Nadella feels India is one of the exceptions to the challenges assailing many countries, such as inflation, recession, et al. That said, he said it won't be all smooth sailing this year.
"There are parts of India, Middle East, Latin America, some of the other parts of Asia, where things that are green. But I think 2023 will be much harder. So yes, we want to be very cautious in our outlook," he said.
However, Nadella added, he was bullish right out of the gate in 2023. "I think we're going to have a supply cycle that's going to persist and a classic demand cycle; there will be some economies that will go through a recession — some deep, (others) minor — then inside of that there will be pockets of growth like India," Nadella said.
That, he said, means Microsoft will have to see to full operational focus, making sure its expenses are in line with its revenue growth — manage the short term but make sure it's investing for the long term.
Nadella further said it is time for the tech sector — especially in the light of prevailing circumstances — to take a deep look inwards, and change with the times, respond to the new economic reality.
Referring to the recent dunking tech stocks took, Nadella said, "The markets are smarter than us all. And I think they are reflecting on where the growth is coming from."

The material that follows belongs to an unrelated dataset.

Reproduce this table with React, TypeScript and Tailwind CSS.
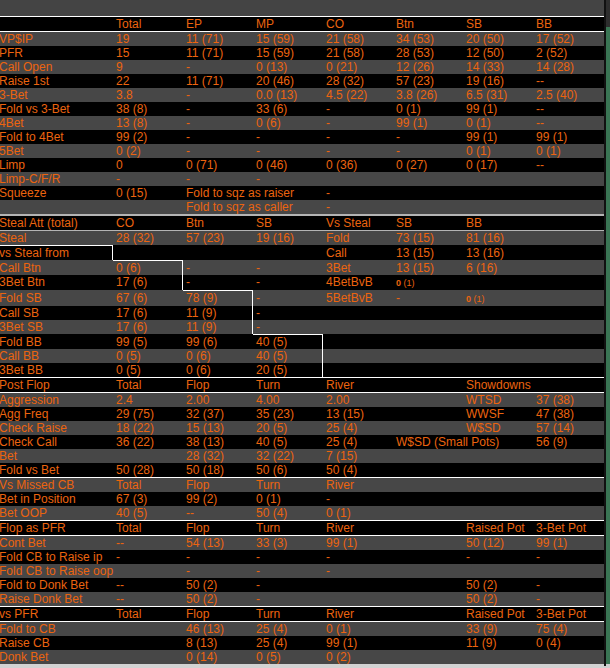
import type { ReactNode } from "react";

type Cell = ReactNode;

const GRAY = "bg-[#474747]";

function Row({ cells, gray }: { cells: Cell[]; gray?: boolean }) {
  return (
    <div className={`flex h-[14px] leading-[14px] ${gray ? GRAY : "bg-black"}`}>
      <div className="-ml-px w-[114px] shrink-0 whitespace-nowrap">{cells[0]}</div>
      {[1, 2, 3, 4, 5, 6, 7].map((i) => (
        <div key={i} className="w-[70px] shrink-0 whitespace-nowrap pl-[3px]">
          {cells[i] ?? ""}
        </div>
      ))}
    </div>
  );
}

// steal block: top = cell that carries the white step line, right = cell with the white side line
function StealRow({
  cells,
  gray,
  top,
  right,
}: {
  cells: Cell[];
  gray?: boolean;
  top?: number;
  right?: number;
}) {
  const hasTop = top !== undefined;
  return (
    <div className={`flex leading-[14px] ${gray ? GRAY : "bg-black"}`}>
      {[0, 1, 2, 3, 4, 5, 6].map((i) => {
        const w = i === 0 ? "-ml-px w-[114px] pl-0" : "w-[70px] pl-[3px]";
        const t = hasTop ? (i === top ? "border-t border-white" : "border-t border-transparent") : "";
        const r = i === right ? "border-r border-white" : "";
        return (
          <div key={i} className={`${w} ${t} ${r} shrink-0 whitespace-nowrap`}>
            {cells[i] ?? ""}
          </div>
        );
      })}
      <div className="w-[70px] shrink-0" />
    </div>
  );
}

const Line = () => <div className="h-px bg-white" />;

const Tiny = () => (
  <span className="text-[9px]">
    <span className="font-bold">0</span> (1)
  </span>
);

const preflop: Cell[][] = [
  ["VP$IP", "19", "11 (71)", "15 (59)", "21 (58)", "34 (53)", "20 (50)", "17 (52)"],
  ["PFR", "15", "11 (71)", "15 (59)", "21 (58)", "28 (53)", "12 (50)", "2 (52)"],
  ["Call Open", "9", "-", "0 (13)", "0 (21)", "12 (26)", "14 (33)", "14 (28)"],
  ["Raise 1st", "22", "11 (71)", "20 (46)", "28 (32)", "57 (23)", "19 (16)", "--"],
  ["3-Bet", "3.8", "-", "0.0 (13)", "4.5 (22)", "3.8 (26)", "6.5 (31)", "2.5 (40)"],
  ["Fold vs 3-Bet", "38 (8)", "-", "33 (6)", "-", "0 (1)", "99 (1)", "--"],
  ["4Bet", "13 (8)", "-", "0 (6)", "-", "99 (1)", "0 (1)", "--"],
  ["Fold to 4Bet", "99 (2)", "-", "-", "-", "-", "99 (1)", "99 (1)"],
  ["5Bet", "0 (2)", "-", "-", "-", "-", "0 (1)", "0 (1)"],
  ["Limp", "0", "0 (71)", "0 (46)", "0 (36)", "0 (27)", "0 (17)", "--"],
  ["Limp-C/F/R", "-", "-", "-"],
  ["Squeeze", "0 (15)", "Fold to sqz as raiser", "", "-"],
  ["", "", "Fold to sqz as caller", "", "-"],
];

const postflop: Cell[][] = [
  ["Aggression", "2.4", "2.00", "4.00", "2.00", "", "WTSD", "37 (38)"],
  ["Agg Freq", "29 (75)", "32 (37)", "35 (23)", "13 (15)", "", "WWSF", "47 (38)"],
  ["Check Raise", "18 (22)", "15 (13)", "20 (5)", "25 (4)", "", "W$SD", "57 (14)"],
  ["Check Call", "36 (22)", "38 (13)", "40 (5)", "25 (4)", "W$SD (Small Pots)", "", "56 (9)"],
  ["Bet", "", "28 (32)", "32 (22)", "7 (15)"],
  ["Fold vs Bet", "50 (28)", "50 (18)", "50 (6)", "50 (4)"],
];

const asPfr: Cell[][] = [
  ["Cont Bet", "--", "54 (13)", "33 (3)", "99 (1)", "", "50 (12)", "99 (1)"],
  ["Fold CB to Raise ip", "-", "-", "-", "-", "", "-", "-"],
  ["Fold CB to Raise oop", "", "-", "-", "-"],
  ["Fold to Donk Bet", "--", "50 (2)", "-", "", "", "50 (2)", "-"],
  ["Raise Donk Bet", "--", "50 (2)", "-", "", "", "50 (2)", "-"],
];

const vsPfr: Cell[][] = [
  ["Fold to CB", "", "46 (13)", "25 (4)", "0 (1)", "", "33 (9)", "75 (4)"],
  ["Raise CB", "", "8 (13)", "25 (4)", "99 (1)", "", "11 (9)", "0 (4)"],
  ["Donk Bet", "", "0 (14)", "0 (5)", "0 (2)"],
];

export default function App() {
  return (
    <div
      className="flex h-[668px] w-[610px] overflow-hidden bg-[#cfcfcf] text-[12px] text-[#ec640f]"
      style={{ fontFamily: '"Liberation Sans", Arial, sans-serif' }}
    >
      <div className="flex w-[604px] shrink-0 flex-col">
        <div className="h-[17px] bg-[#444444]" />
        <Line />
        <Row cells={["", "Total", "EP", "MP", "CO", "Btn", "SB", "BB"]} />
        <Line />
        {preflop.map((r, i) => (
          <Row key={i} cells={r} gray={i % 2 === 0} />
        ))}

        <div className="h-[2px] bg-[#b4b4b4]" />
        <StealRow cells={["Steal Att (total)", "CO", "Btn", "SB", "Vs Steal", "SB", "BB"]} />
        <div className="h-px bg-[#b4b4b4]" />
        <StealRow gray cells={["Steal", "28 (32)", "57 (23)", "19 (16)", "Fold", "73 (15)", "81 (16)"]} />
        <StealRow top={0} right={0} cells={["vs Steal from", "", "", "", "Call", "13 (15)", "13 (16)"]} />
        <StealRow gray top={1} right={1} cells={["Call Btn", "0 (6)", "-", "-", "3Bet", "13 (15)", "6 (16)"]} />
        <StealRow right={1} cells={["3Bet Btn", "17 (6)", "-", "-", "4BetBvB", <Tiny key="t" />, ""]} />
        <StealRow gray top={2} right={2} cells={["Fold SB", "67 (6)", "78 (9)", "-", "5BetBvB", "-", <Tiny key="t" />]} />
        <StealRow right={2} cells={["Call SB", "17 (6)", "11 (9)", "-"]} />
        <StealRow gray right={2} cells={["3Bet SB", "17 (6)", "11 (9)", "-"]} />
        <StealRow top={3} right={3} cells={["Fold BB", "99 (5)", "99 (6)", "40 (5)"]} />
        <StealRow gray right={3} cells={["Call BB", "0 (5)", "0 (6)", "40 (5)"]} />
        <StealRow right={3} cells={["3Bet BB", "0 (5)", "0 (6)", "20 (5)"]} />
        <Line />

        <Row cells={["Post Flop", "Total", "Flop", "Turn", "River", "", "Showdowns"]} />
        <Line />
        {postflop.map((r, i) => (
          <Row key={i} cells={r} gray={i % 2 === 0} />
        ))}
        <Line />
        <Row gray cells={["Vs Missed CB", "Total", "Flop", "Turn", "River"]} />
        <Line />
        <Row cells={["Bet in Position", "67 (3)", "99 (2)", "0 (1)", "-"]} />
        <Row gray cells={["Bet OOP", "40 (5)", "--", "50 (4)", "0 (1)"]} />
        <Line />
        <Row cells={["Flop as PFR", "Total", "Flop", "Turn", "River", "", "Raised Pot", "3-Bet Pot"]} />
        <Line />
        {asPfr.map((r, i) => (
          <Row key={i} cells={r} gray={i % 2 === 0} />
        ))}
        <Line />
        <Row cells={["vs PFR", "Total", "Flop", "Turn", "River", "", "Raised Pot", "3-Bet Pot"]} />
        <Line />
        {vsPfr.map((r, i) => (
          <Row key={i} cells={r} gray={i % 2 === 0} />
        ))}

        {/* window underneath */}
        <div className="h-[4px] bg-[#d2d2d2]" />
      </div>

      <div className="flex w-[6px] shrink-0">
        <div className="h-[666px] w-[2px] bg-[#111111]" />
        <div className="flex w-[4px] flex-col">
          <div className="h-[27px] bg-[#2e2e2e]" />
          <div className="h-[637px] bg-[#3a7554]" />
          <div className="flex-1 bg-[#cfcfcf]" />
        </div>
      </div>
    </div>
  );
}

He said while he doesn't equate stock performance with economic performance, it is imperative to keep an eye on the GDP. "If we believe software and digital infrastructure is going to be important in construction, energy and manufacturing, then long-term, you have to be long on tech industry."
That does not mean any company can ignore the short-term view and stop evolving into a more efficient, productive machine. "Will we have to go through our own cycles around productivity? Absolutely, like anybody else. But in the short run, what we have to focus on is our own productivity and making sure we are efficient," Nadella said.

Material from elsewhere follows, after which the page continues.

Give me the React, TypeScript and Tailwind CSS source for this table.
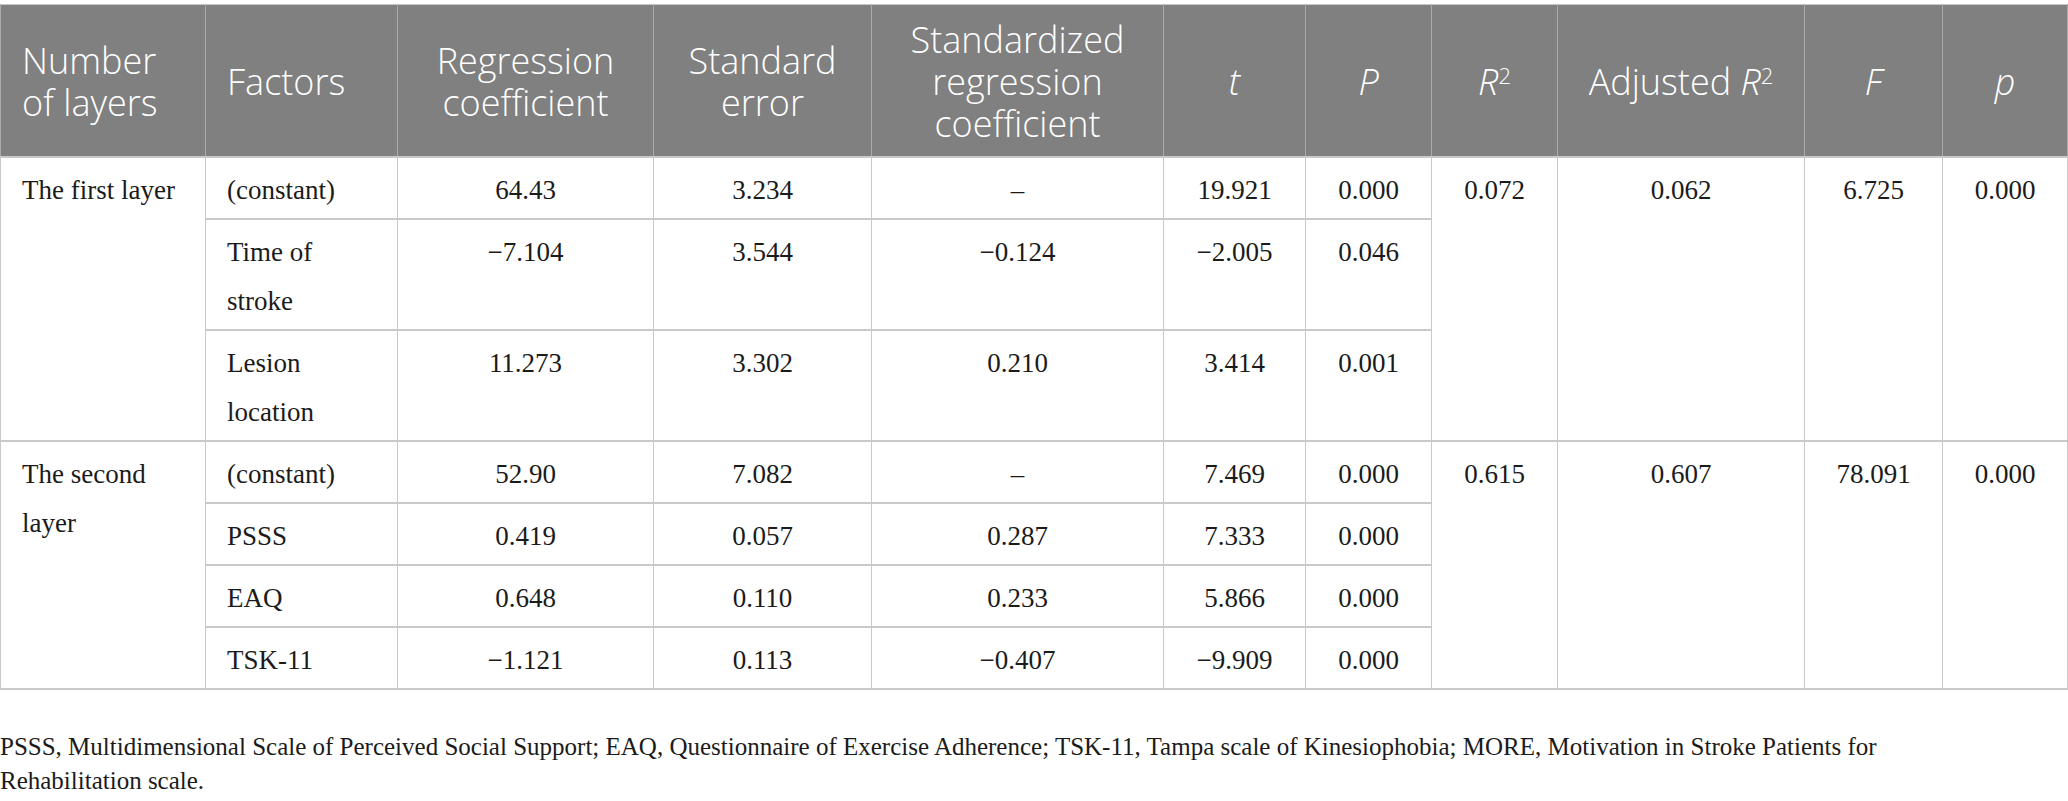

"I think overall, quite frankly, whether it's for us at Microsoft or the tech sector, it's going to be very important to look inside and say, 'Are we as efficient as we need to be to be competitive?' I mean, at the end of the day, just because we are a technology company doesn't mean that we are the most efficient at what we do," Nadella said.
Further, Nadella said, it is important to distinguish between what he terms as tech industry employment and tech employment. "Overall, tech jobs actually increased. Tech jobs now are coming in financial services, in energy companies, in retail, even in manufacturing and that's healthy, because in the long run, all those employees are going to consume more tech infrastructure," Nadella said, adding, "When we think about our cloud business, long-term, we're bullish, because of the fact that there's more employment outside of the tech industry. That's what we're banking on."